Upvote:5
Not really, no.
In the 10th century CE, the Mesoamerican polity of note was the Toltecs. They were viewed by the later Aztecs sort of in the same way Medieval Europeans viewed the Romans or Greeks, but there's a lot of debate about how much they actually lived up to their later Aztec "press".
There is no archeological evidence that they ever had the capability of navigating the open ocean, and in fact the lack of any major offshore influence in the nearby Caribbean islands argues strongly against that. Their capital was not on the coast, but rather at Tula, as far inland as it was possible to get, as was their original homeland. Some trade of the shore-hopping kind was probably a feature of their culture at its height, (note the detached "control" area up in the Yucatan coastal area) but ocean navigation was clearly not what drove it (note also the unusually large amount of coast controlled by neighbors rather than the Toltecs).

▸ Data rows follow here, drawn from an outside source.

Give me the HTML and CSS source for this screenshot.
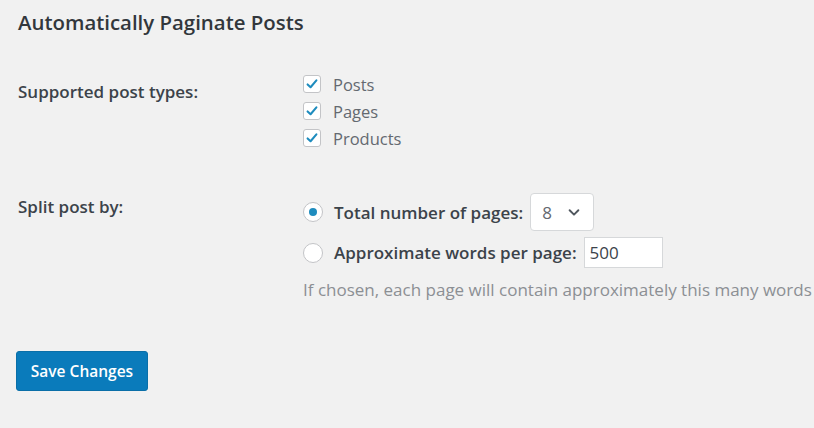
FILE: index.html
```html
<!DOCTYPE html>
<html lang="en">
<head>
<meta charset="utf-8">
<title>Automatically Paginate Posts</title>
<link rel="stylesheet" href="styles.css">
</head>
<body>
<div class="wrap">
  <h1 class="title">Automatically Paginate Posts</h1>
  <form class="settings">
    <div class="row row-types">
      <div class="th">Supported post types:</div>
      <div class="td checks">
        <label class="check"><span class="box"><svg viewBox="0 0 20 20" width="18" height="18"><path d="M4.5 10.5 L8.2 14 L15.5 5.5" fill="none" stroke="#1e8cbe" stroke-width="2.6" stroke-linecap="round" stroke-linejoin="round"/></svg></span><span class="ctext">Posts</span></label>
        <label class="check"><span class="box"><svg viewBox="0 0 20 20" width="18" height="18"><path d="M4.5 10.5 L8.2 14 L15.5 5.5" fill="none" stroke="#1e8cbe" stroke-width="2.6" stroke-linecap="round" stroke-linejoin="round"/></svg></span><span class="ctext">Pages</span></label>
        <label class="check"><span class="box"><svg viewBox="0 0 20 20" width="18" height="18"><path d="M4.5 10.5 L8.2 14 L15.5 5.5" fill="none" stroke="#1e8cbe" stroke-width="2.6" stroke-linecap="round" stroke-linejoin="round"/></svg></span><span class="ctext">Products</span></label>
      </div>
    </div>
    <div class="row row-split">
      <div class="th th-split">Split post by:</div>
      <div class="td radios">
        <div class="radio-row r1">
          <span class="radio checked"></span>
          <span class="rtext">Total number of pages:</span>
          <span class="select"><span class="sval">8</span><svg class="chev" viewBox="0 0 16 16" width="14" height="14"><path d="M3 6 L8 11 L13 6" fill="none" stroke="#50575e" stroke-width="2.2" stroke-linecap="round" stroke-linejoin="round"/></svg></span>
        </div>
        <div class="radio-row r2">
          <span class="radio"></span>
          <span class="rtext">Approximate words per page:</span>
          <span class="input">500</span>
        </div>
        <p class="desc">If chosen, each page will contain approximately this many words</p>
      </div>
    </div>
    <div class="submit">
      <button type="button" class="button-primary">Save Changes</button>
    </div>
  </form>
</div>
</body>
</html>
```

FILE: styles.css
```css
html, body {
  margin: 0;
  padding: 0;
  background: #f1f1f1;
}
body {
  font-family: "Open Sans", "Noto Sans", sans-serif;
  color: #3c434a;
  width: 814px;
  height: 428px;
  overflow: hidden;
  line-height: 23px;
}
.wrap {
  padding: 0 0 0 18px;
}
.title {
  margin: 0;
  padding-top: 9px;
  font-size: 20.4px;
  font-weight: 600;
  line-height: 26px;
  color: #32373c;
}
.settings {
  display: flex;
  flex-direction: column;
}
.row {
  display: flex;
}
.th {
  width: 285px;
  flex: none;
  font-size: 17px;
  font-weight: 600;
  color: #3c434a;
}
.row-types {
  margin-top: 40px;
}
.row-types .th {
  padding-top: 5px;
}
.checks {
  display: flex;
  flex-direction: column;
  gap: 9px;
}
.check {
  display: flex;
  align-items: center;
  gap: 12px;
  height: 18px;
}
.box {
  width: 16px;
  height: 16px;
  border: 1px solid #c3c4c7;
  border-radius: 3px;
  background: #fff;
  display: flex;
  align-items: center;
  justify-content: center;
  flex: none;
}
.ctext {
  font-size: 16.5px;
  color: #646970;
}
.row-split {
  margin-top: 46px;
}
.th-split {
  padding-top: 2px;
}
.radios {
  display: flex;
  flex-direction: column;
}
.radio-row {
  display: flex;
  align-items: center;
}
.r1 {
  height: 38px;
}
.r2 {
  height: 31px;
  margin-top: 6px;
}
.radio {
  width: 18px;
  height: 18px;
  border: 1px solid #c3c4c7;
  border-radius: 50%;
  background: #fff;
  display: flex;
  align-items: center;
  justify-content: center;
  margin-right: 11px;
  flex: none;
}
.radio.checked::after {
  content: "";
  width: 8px;
  height: 8px;
  border-radius: 50%;
  background: #1e8cbe;
}
.rtext {
  font-size: 17px;
  font-weight: 600;
  color: #3c434a;
  margin-right: 7px;
}
.select {
  box-sizing: border-box;
  width: 64px;
  height: 38px;
  border: 1px solid #d6d8da;
  border-radius: 4px;
  background: #fff;
  display: flex;
  align-items: center;
  padding: 0 12px 0 11px;
  justify-content: space-between;
  font-size: 17px;
  color: #646970;
}
.chev {
  display: block;
}
.input {
  box-sizing: border-box;
  width: 79px;
  height: 31px;
  border: 1px solid #d6d8da;
  background: #fff;
  display: flex;
  align-items: center;
  padding-left: 5px;
  font-size: 17px;
  color: #3c434a;
}
.desc {
  margin: 10px 0 0 0;
  font-size: 17px;
  color: #8c8f94;
  white-space: nowrap;
}
.submit {
  margin-top: 50px;
}
.button-primary {
  box-sizing: border-box;
  width: 132px;
  height: 40px;
  background: #0a7bbb;
  border: 1px solid #0a6fa8;
  border-radius: 3px;
  color: #fff;
  font-family: "Open Sans", "Noto Sans", sans-serif;
  font-size: 15.5px;
  font-weight: 600;
  padding: 0;
  margin-left: -2px;
}
```
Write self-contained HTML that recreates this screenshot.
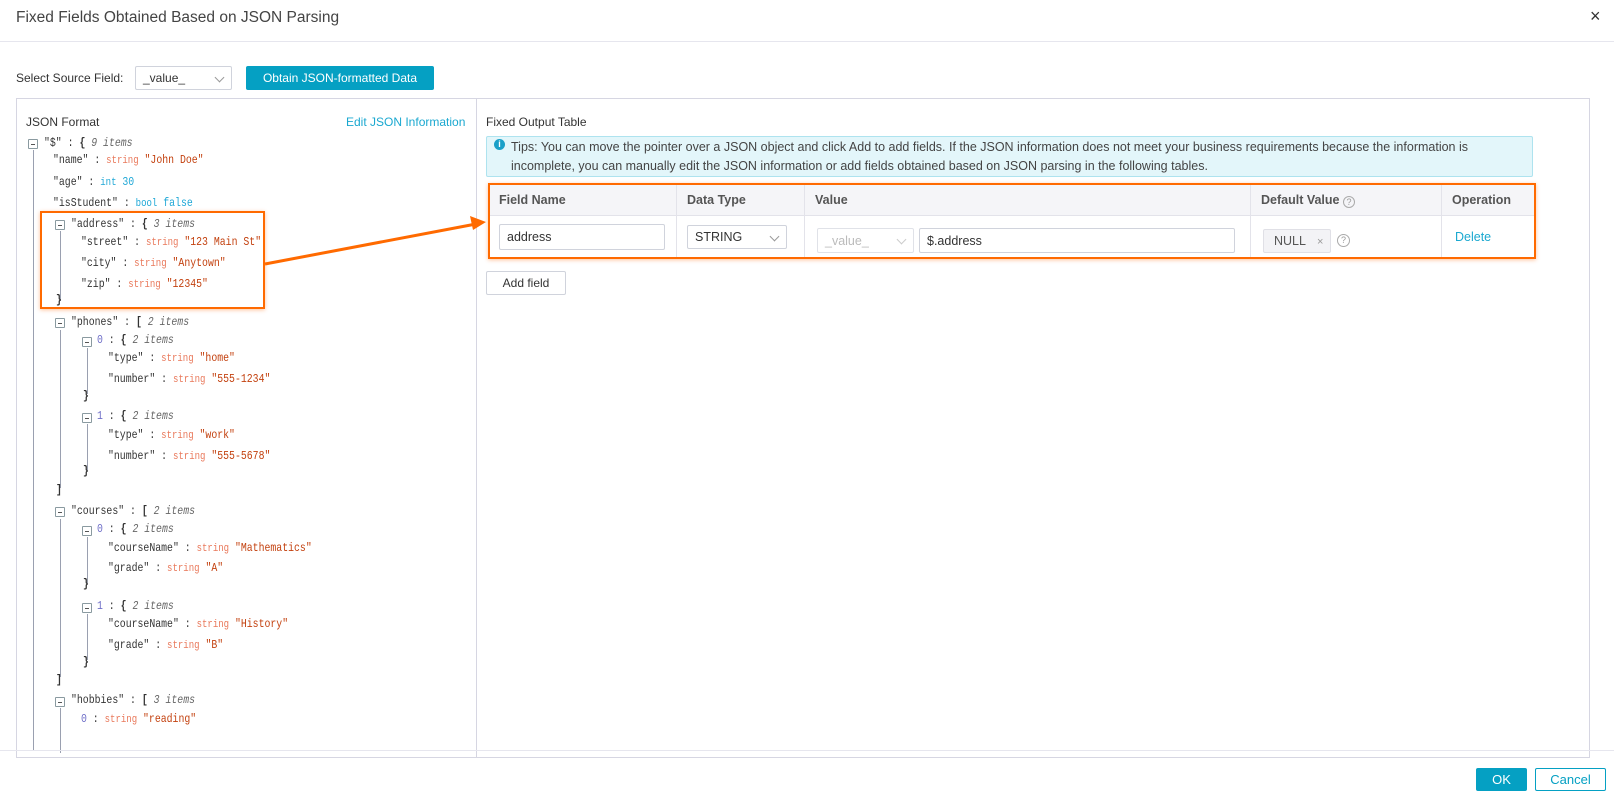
<!DOCTYPE html>
<html><head><meta charset="utf-8"><style>
*{box-sizing:border-box;margin:0;padding:0}
body{width:1614px;height:801px;background:#fff;font-family:"Liberation Sans",sans-serif;color:#333;position:relative;overflow:hidden;font-size:12px}
.a{position:absolute}
.t{position:absolute;font-family:"Liberation Mono",monospace;font-size:12px;line-height:16px;white-space:nowrap;color:#333;transform:scaleX(0.82);transform-origin:0 0}
.s{color:#e9785a;font-size:11px}
.v{color:#c3410f}
.n{color:#1ea7d6}
.i{font-style:italic;color:#666}
.k{color:#6f6fc8}
.tg{position:absolute;width:10px;height:10px;border:1px solid #8a9aa0;border-radius:1px;background:#fff}
.tg:after{content:"";position:absolute;left:2px;right:2px;top:4px;height:1px;background:#555}
.vl{position:absolute;width:1px;background:#9aa0b0}
.hd{position:absolute;top:185px;height:31px;line-height:31px;font-weight:bold;font-size:12.5px;color:#555;padding-left:10px;border-right:1px solid #e3e3ea}
.bd{position:absolute;top:216px;height:41px;border-right:1px solid #e3e3ea}
.inp{position:absolute;border:1px solid #d0d3dc;border-radius:2px;background:#fff;font-size:12.5px;color:#333;padding-left:7px;line-height:24px;height:26px}
.chev{position:absolute;right:8px;top:7px;width:7px;height:7px;border-right:1.5px solid #999;border-bottom:1.5px solid #999;transform:rotate(45deg)}
</style></head><body>
<div class="a" style="left:16px;top:9px;font-size:15.5px;color:#444">Fixed Fields Obtained Based on JSON Parsing</div>
<div class="a" style="left:1590px;top:6px;font-size:18px;color:#333">×</div>
<div class="a" style="left:0;top:41px;width:1614px;height:1px;background:#e6e6ee"></div>

<div class="a" style="left:16px;top:71px;font-size:12px;color:#333">Select Source Field:</div>
<div class="inp" style="left:135px;top:66px;width:97px;height:24px;line-height:22px;font-size:12px">_value_<span class="chev"></span></div>
<div class="a" style="left:246px;top:66px;width:188px;height:24px;background:#05a0c3;border-radius:2px;color:#fff;font-size:12px;line-height:24px;text-align:center">Obtain JSON-formatted Data</div>

<div class="a" style="left:16px;top:98px;width:1574px;height:660px;border:1px solid #d6d6e2"></div>
<div class="a" style="left:476px;top:98px;width:1px;height:660px;background:#d6d6e2"></div>
<div class="a" style="left:26px;top:115px;font-size:12px;color:#333">JSON Format</div>
<div class="a" style="left:346px;top:115px;font-size:12px;color:#1aa8d0">Edit JSON Information</div>

<div class="vl" style="left:33px;top:150px;height:600px"></div>
<div class="vl" style="left:60px;top:231px;height:70px"></div>
<div class="vl" style="left:60px;top:330px;height:158px"></div>
<div class="vl" style="left:87px;top:348px;height:46px"></div>
<div class="vl" style="left:87px;top:424px;height:46px"></div>
<div class="vl" style="left:60px;top:519px;height:158px"></div>
<div class="vl" style="left:87px;top:537px;height:46px"></div>
<div class="vl" style="left:87px;top:614px;height:46px"></div>
<div class="vl" style="left:60px;top:708px;height:45px"></div>

<div class="tg" style="left:28px;top:139px"></div>
<div class="t" style="left:44px;top:135px">"$" : <b>{</b>  <span class="i">9 items</span></div>
<div class="t" style="left:53px;top:152px">"name" : <span class="s">string</span> <span class="v">"John Doe"</span></div>
<div class="t" style="left:53px;top:174px">"age" : <span class="n" style="font-size:11px">int</span> <span class="n">30</span></div>
<div class="t" style="left:53px;top:195px">"isStudent" : <span class="n" style="font-size:11px">bool</span> <span class="n">false</span></div>
<div class="tg" style="left:55px;top:220px"></div>
<div class="t" style="left:71px;top:216px">"address" : <b>{</b>  <span class="i">3 items</span></div>
<div class="t" style="left:81px;top:234px">"street" : <span class="s">string</span> <span class="v">"123 Main St"</span></div>
<div class="t" style="left:81px;top:255px">"city" : <span class="s">string</span> <span class="v">"Anytown"</span></div>
<div class="t" style="left:81px;top:276px">"zip" : <span class="s">string</span> <span class="v">"12345"</span></div>
<div class="t" style="left:56px;top:292px"><b>}</b></div>
<div class="tg" style="left:55px;top:318px"></div>
<div class="t" style="left:71px;top:314px">"phones" : <b>[</b>  <span class="i">2 items</span></div>
<div class="tg" style="left:82px;top:337px"></div>
<div class="t" style="left:97px;top:332px"><span class="k">0</span> : <b>{</b>  <span class="i">2 items</span></div>
<div class="t" style="left:108px;top:350px">"type" : <span class="s">string</span> <span class="v">"home"</span></div>
<div class="t" style="left:108px;top:371px">"number" : <span class="s">string</span> <span class="v">"555-1234"</span></div>
<div class="t" style="left:83px;top:388px"><b>}</b></div>
<div class="tg" style="left:82px;top:413px"></div>
<div class="t" style="left:97px;top:408px"><span class="k">1</span> : <b>{</b>  <span class="i">2 items</span></div>
<div class="t" style="left:108px;top:427px">"type" : <span class="s">string</span> <span class="v">"work"</span></div>
<div class="t" style="left:108px;top:448px">"number" : <span class="s">string</span> <span class="v">"555-5678"</span></div>
<div class="t" style="left:83px;top:463px"><b>}</b></div>
<div class="t" style="left:56px;top:482px"><b>]</b></div>
<div class="tg" style="left:55px;top:507px"></div>
<div class="t" style="left:71px;top:503px">"courses" : <b>[</b>  <span class="i">2 items</span></div>
<div class="tg" style="left:82px;top:526px"></div>
<div class="t" style="left:97px;top:521px"><span class="k">0</span> : <b>{</b>  <span class="i">2 items</span></div>
<div class="t" style="left:108px;top:540px">"courseName" : <span class="s">string</span> <span class="v">"Mathematics"</span></div>
<div class="t" style="left:108px;top:560px">"grade" : <span class="s">string</span> <span class="v">"A"</span></div>
<div class="t" style="left:83px;top:576px"><b>}</b></div>
<div class="tg" style="left:82px;top:603px"></div>
<div class="t" style="left:97px;top:598px"><span class="k">1</span> : <b>{</b>  <span class="i">2 items</span></div>
<div class="t" style="left:108px;top:616px">"courseName" : <span class="s">string</span> <span class="v">"History"</span></div>
<div class="t" style="left:108px;top:637px">"grade" : <span class="s">string</span> <span class="v">"B"</span></div>
<div class="t" style="left:83px;top:654px"><b>}</b></div>
<div class="t" style="left:56px;top:672px"><b>]</b></div>
<div class="tg" style="left:55px;top:697px"></div>
<div class="t" style="left:71px;top:692px">"hobbies" : <b>[</b>  <span class="i">3 items</span></div>
<div class="t" style="left:81px;top:711px"><span class="k">0</span> : <span class="s">string</span> <span class="v">"reading"</span></div>

<div class="a" style="left:486px;top:115px;font-size:12px;color:#333">Fixed Output Table</div>
<div class="a" style="left:486px;top:136px;width:1047px;height:41px;background:#e3f6fa;border:1px solid #aee3ef;border-radius:2px"></div>
<div class="a" style="left:494px;top:139px;width:11px;height:11px;border-radius:50%;background:#1aa0c8;color:#fff;font-size:9px;line-height:11px;text-align:center;font-weight:bold">i</div>
<div class="a" style="left:511px;top:138px;width:1010px;font-size:12.5px;line-height:19px;color:#444">Tips: You can move the pointer over a JSON object and click Add to add fields. If the JSON information does not meet your business requirements because the information is incomplete, you can manually edit the JSON information or add fields obtained based on JSON parsing in the following tables.</div>

<div class="a" style="left:489px;top:185px;width:1045px;height:31px;background:#f5f5f8;border-bottom:1px solid #e3e3ea"></div>
<div class="hd" style="left:489px;width:188px">Field Name</div>
<div class="hd" style="left:677px;width:128px">Data Type</div>
<div class="hd" style="left:805px;width:446px">Value</div>
<div class="hd" style="left:1251px;width:191px">Default Value <span style="display:inline-block;width:12px;height:12px;border:1px solid #aaa;border-radius:50%;font-size:9px;line-height:10px;text-align:center;color:#999;font-weight:normal;vertical-align:-1px">?</span></div>
<div class="hd" style="left:1442px;width:92px;border-right:none">Operation</div>
<div class="bd" style="left:489px;width:188px"></div>
<div class="bd" style="left:677px;width:128px"></div>
<div class="bd" style="left:805px;width:446px"></div>
<div class="bd" style="left:1251px;width:191px"></div>
<div class="inp" style="left:499px;top:224px;width:166px">address</div>
<div class="inp" style="left:687px;top:225px;width:100px;height:24px;line-height:22px">STRING<span class="chev"></span></div>
<div class="inp" style="left:817px;top:228px;width:97px;height:25px;color:#bbb;border-color:#e0e2e8">_value_<span class="chev" style="border-color:#ccc"></span></div>
<div class="inp" style="left:919px;top:228px;width:316px;height:25px">$.address</div>
<div class="a" style="left:1263px;top:229px;width:68px;height:24px;background:#f3f3f6;border:1px solid #e0e0e6;border-radius:2px;font-size:12.5px;line-height:22px;padding-left:10px;color:#555">NULL <span style="margin-left:8px;color:#999;font-size:11px">×</span></div>
<div class="a" style="left:1337px;top:234px;width:13px;height:13px;border:1px solid #aaa;border-radius:50%;font-size:9px;line-height:11px;text-align:center;color:#999">?</div>
<div class="a" style="left:1455px;top:230px;font-size:12.5px;color:#1aa8d0">Delete</div>

<div class="a" style="left:486px;top:271px;width:80px;height:24px;border:1px solid #d0d3dc;border-radius:2px;font-size:12px;line-height:22px;text-align:center;color:#333">Add field</div>

<div class="a" style="left:40px;top:211px;width:225px;height:98px;border:2.5px solid #ff6a00;box-shadow:0 1px 4px rgba(255,106,0,.4)"></div>
<div class="a" style="left:488px;top:183px;width:1048px;height:76px;border:2.5px solid #ff6a00;box-shadow:0 1px 4px rgba(255,106,0,.4)"></div>
<svg class="a" style="left:0;top:0" width="1614" height="801"><line x1="265" y1="264" x2="476" y2="224" stroke="#ff6a00" stroke-width="3"/><polygon points="486,222 470,216 473,230" fill="#ff6a00"/></svg>

<div class="a" style="left:0;top:750px;width:1614px;height:1px;background:#e6e6ee"></div>
<div class="a" style="left:1476px;top:768px;width:51px;height:23px;background:#05a0c3;border-radius:2px;color:#fff;font-size:13px;line-height:23px;text-align:center">OK</div>
<div class="a" style="left:1535px;top:768px;width:71px;height:23px;border:1px solid #05a0c3;border-radius:2px;color:#05a0c3;font-size:13px;line-height:21px;text-align:center">Cancel</div>
</body></html>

Simply, they almost certainly could not navigate out of site of land. In fact no known American civilization had this capability prior to European contact.*
So no, nobody from Mesoamerica was sailing eastward over the open ocean to make war upon the old world prior to the modern era.
* - There is some discussion about whether some of the Andean civilizations might have developed this capability, but a more likely explanation for what evidence we have is that all the open-ocean sailing was being done by Austronesians. Either way, that would be on the South Pacific, not the North Atlantic.